▸ Task brief
Each line that holds the word "styles" counts once; give the total number of such lines and nothing else.

▸ Given data
▬▬▬▬▬▬▬▬▬▬
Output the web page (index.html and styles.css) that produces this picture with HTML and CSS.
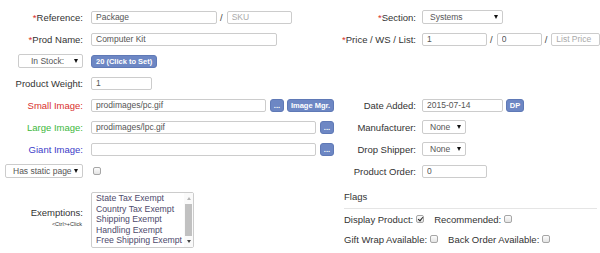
FILE: index.html
```html
<!DOCTYPE html>
<html lang="en">
<head>
    <meta charset="UTF-8">
    <meta name="viewport" content="width=device-width, initial-scale=1.0">
    <title>Edit Product</title>
    <link rel="stylesheet" href="styles.css">
</head>
<body>

    <div class="form">
        <div class="row">
            <div class="half left">
                <label class="lbl"><span class="req">*</span>Reference:</label>
                <div class="ctl">
                    <input class="txt w-ref" value="Package">
                    <span class="sep">/</span>
                    <input class="txt w-sku" placeholder="SKU">
                </div>
            </div>
            <div class="half right">
                <label class="lbl"><span class="req">*</span>Section:</label>
                <div class="ctl">
                    <div class="sel w-section"><select><option>Systems</option></select><span class="caret"></span></div>
                </div>
            </div>
        </div>

        <div class="row">
            <div class="half left">
                <label class="lbl"><span class="req">*</span>Prod Name:</label>
                <div class="ctl"><input class="txt w-name" value="Computer Kit"></div>
            </div>
            <div class="half right">
                <label class="lbl lbl-wide"><span class="req">*</span>Price / WS / List:</label>
                <div class="ctl">
                    <input class="txt w-price" value="1">
                    <span class="sep">/</span>
                    <input class="txt w-ws" value="0">
                    <span class="sep">/</span>
                    <input class="txt w-list" placeholder="List Price">
                </div>
            </div>
        </div>

        <div class="row">
            <div class="half left">
                <div class="lbl">
                    <div class="sel w-stock"><select class="centered"><option>In Stock:</option></select><span class="caret"></span></div>
                </div>
                <div class="ctl"><button class="btn">20 (Click to Set)</button></div>
            </div>
        </div>

        <div class="row">
            <div class="half left">
                <label class="lbl">Product Weight:</label>
                <div class="ctl"><input class="txt w-weight" value="1"></div>
            </div>
        </div>

        <div class="row">
            <div class="half left">
                <label class="lbl red">Small Image:</label>
                <div class="ctl">
                    <input class="txt w-small" value="prodimages/pc.gif">
                    <button class="btn btn-dots">...</button>
                    <button class="btn btn-mgr">Image Mgr.</button>
                </div>
            </div>
            <div class="half right">
                <label class="lbl">Date Added:</label>
                <div class="ctl">
                    <input class="txt w-date" value="2015-07-14">
                    <button class="btn btn-dp">DP</button>
                </div>
            </div>
        </div>

        <div class="row">
            <div class="half left">
                <label class="lbl green">Large Image:</label>
                <div class="ctl">
                    <input class="txt w-large" value="prodimages/lpc.gif">
                    <button class="btn btn-dots">...</button>
                </div>
            </div>
            <div class="half right">
                <label class="lbl">Manufacturer:</label>
                <div class="ctl">
                    <div class="sel w-none"><select><option>None</option></select><span class="caret"></span></div>
                </div>
            </div>
        </div>

        <div class="row">
            <div class="half left">
                <label class="lbl blue">Giant Image:</label>
                <div class="ctl">
                    <input class="txt w-large" value="">
                    <button class="btn btn-dots">...</button>
                </div>
            </div>
            <div class="half right">
                <label class="lbl">Drop Shipper:</label>
                <div class="ctl">
                    <div class="sel w-none"><select><option>None</option></select><span class="caret"></span></div>
                </div>
            </div>
        </div>

        <div class="row">
            <div class="half left">
                <div class="lbl">
                    <div class="sel w-static"><select><option>Has static page</option></select><span class="caret"></span></div>
                </div>
                <div class="ctl"><input type="checkbox" class="chk chk-static"></div>
            </div>
            <div class="half right">
                <label class="lbl">Product Order:</label>
                <div class="ctl"><input class="txt w-order" value="0"></div>
            </div>
        </div>

        <div class="bottom">
            <div class="half left exempt">
                <div class="lbl">
                    Exemptions:
                    <small>&lt;Ctrl&gt;+Click</small>
                </div>
                <div class="listbox">
                    <div class="options">
                        <div>State Tax Exempt</div>
                        <div>Country Tax Exempt</div>
                        <div>Shipping Exempt</div>
                        <div>Handling Exempt</div>
                        <div>Free Shipping Exempt</div>
                    </div>
                    <div class="scrollbar">
                        <span class="arrow-up"></span>
                        <span class="thumb"></span>
                        <span class="arrow-down"></span>
                    </div>
                </div>
            </div>

            <div class="half flags">
                <div class="legend">Flags</div>
                <div class="flag-row">
                    <label>Display Product:</label><input type="checkbox" class="chk" checked>
                    <label>Recommended:</label><input type="checkbox" class="chk">
                </div>
                <div class="flag-row">
                    <label>Gift Wrap Available:</label><input type="checkbox" class="chk">
                    <label>Back Order Available:</label><input type="checkbox" class="chk">
                </div>
            </div>
        </div>
    </div>

</body>
</html>
```

FILE: styles.css
```css
body {
    margin: 0;
    padding: 6px 0 0 0;
    font-family: "Liberation Sans", Arial, sans-serif;
    font-size: 9.5px;
    color: #333;
    background-color: #fff;
}
.row {
    display: flex;
    height: 22px;
    align-items: center;
}
.half {
    display: flex;
    align-items: center;
}
.left {
    width: 336px;
    flex: none;
}
.right {
    flex: 1;
}
.lbl {
    flex: none;
    display: flex;
    justify-content: flex-end;
    align-items: center;
    white-space: nowrap;
}
.left .lbl {
    width: 83px;
    margin-right: 8px;
}
.right .lbl {
    width: 80px;
    margin-right: 6px;
}
.req {
    color: #d9302c;
}
.red { color: #d9302c; }
.green { color: #3cb83c; }
.blue { color: #3c3cc8; }

.ctl {
    display: flex;
    align-items: center;
}
.sep {
    margin: 0 4px 0 3px;
    color: #444;
}
.txt {
    box-sizing: border-box;
    height: 13px;
    border: 1px solid #ccc;
    border-radius: 2px;
    padding: 0 4px;
    font-family: inherit;
    font-size: 8.5px;
    color: #555;
    background-color: #fff;
    outline: none;
}
.txt::placeholder {
    color: #aaa;
}
.w-ref { width: 126px; }
.w-sku { width: 65px; }
.w-name { width: 186px; }
.w-weight { width: 61px; }
.w-small { width: 175px; }
.w-large { width: 225px; }
.w-price { width: 65px; }
.w-ws { width: 45px; }
.w-list { width: 49px; }
.w-date { width: 81px; }
.w-order { width: 65px; }

.sel {
    position: relative;
    height: 14px;
}
.sel select {
    appearance: none;
    -webkit-appearance: none;
    box-sizing: border-box;
    width: 100%;
    height: 100%;
    border: 1px solid #ccc;
    border-radius: 2px;
    background-color: #fff;
    font-family: inherit;
    font-size: 8.5px;
    color: #555;
    padding: 0 0 0 7px;
    outline: none;
}
.sel select.centered {
    padding-left: 12px;
}
.caret {
    position: absolute;
    right: 5px;
    top: 5px;
    width: 0;
    height: 0;
    border-left: 2.5px solid transparent;
    border-right: 2.5px solid transparent;
    border-top: 4px solid #111;
}
.w-section { width: 81px; }
.w-none { width: 44px; }
.w-stock { width: 65px; }
.w-static { width: 78px; }

.btn {
    box-sizing: border-box;
    height: 13px;
    border: 1px solid #5f79b6;
    border-radius: 3px;
    background-color: #6d87c4;
    color: #fff;
    font-family: "Liberation Sans", Arial, sans-serif;
    font-size: 7.5px;
    font-weight: bold;
    padding: 0 4px;
    cursor: pointer;
}
.btn-dots {
    width: 14px;
    padding: 0;
    margin-left: 4px;
    line-height: 9px;
}
.btn-mgr {
    width: 47px;
    padding: 0;
    margin-left: 3px;
}
.btn-dp {
    width: 18px;
    padding: 0;
    margin-left: 3px;
}

.chk {
    appearance: none;
    -webkit-appearance: none;
    box-sizing: border-box;
    width: 8px;
    height: 8px;
    margin: 0 10px 0 3px;
    border: 1px solid #a6a6a6;
    border-radius: 2px;
    background: linear-gradient(#fcfcfc, #e4e4e4);
    position: relative;
}
.chk:checked::after {
    content: "";
    position: absolute;
    left: 1.5px;
    top: -0.5px;
    width: 2px;
    height: 4px;
    border-right: 1.3px solid #222;
    border-bottom: 1.3px solid #222;
    transform: rotate(40deg);
}
.chk-static {
    margin-left: 2px;
}

.bottom {
    display: flex;
    padding-top: 9px;
}
.exempt {
    align-items: center;
}
.exempt .lbl {
    flex-direction: column;
    align-items: flex-end;
    padding-bottom: 6px;
}
.exempt small {
    font-size: 5.5px;
    margin-top: 3px;
    margin-right: 1px;
}
.listbox {
    display: flex;
    box-sizing: border-box;
    width: 103px;
    height: 56px;
    border: 1px solid #ccc;
    border-radius: 2px;
}
.options {
    flex: 1;
    padding: 0 0 0 4px;
    color: #4d4a6c;
    font-size: 8.7px;
    line-height: 10.5px;
    overflow: hidden;
    white-space: nowrap;
}
.scrollbar {
    width: 9px;
    display: flex;
    flex-direction: column;
    align-items: center;
    background-color: #fafafa;
    padding: 2px 0;
}
.arrow-up {
    width: 0;
    height: 0;
    margin-top: 2px;
    border-left: 2px solid transparent;
    border-right: 2px solid transparent;
    border-bottom: 3px solid #b5b5b5;
}
.thumb {
    width: 7px;
    height: 32px;
    margin-top: 4px;
    background-color: #c1c1c1;
}
.arrow-down {
    width: 0;
    height: 0;
    margin-top: auto;
    margin-bottom: 2px;
    border-left: 2px solid transparent;
    border-right: 2px solid transparent;
    border-top: 3px solid #444;
}

.flags {
    flex: 1;
    flex-direction: column;
    align-items: stretch;
    padding: 0 3px 0 8px;
}
.legend {
    font-size: 9.5px;
    line-height: 12px;
    padding-bottom: 5px;
    border-bottom: 1px solid #e5e5e5;
    color: #333;
}
.flag-row {
    display: flex;
    align-items: center;
    height: 20px;
}
.flag-row:first-of-type {
    margin-top: 1px;
}
```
▬▬▬▬▬▬▬▬▬▬
▸ Written solution
3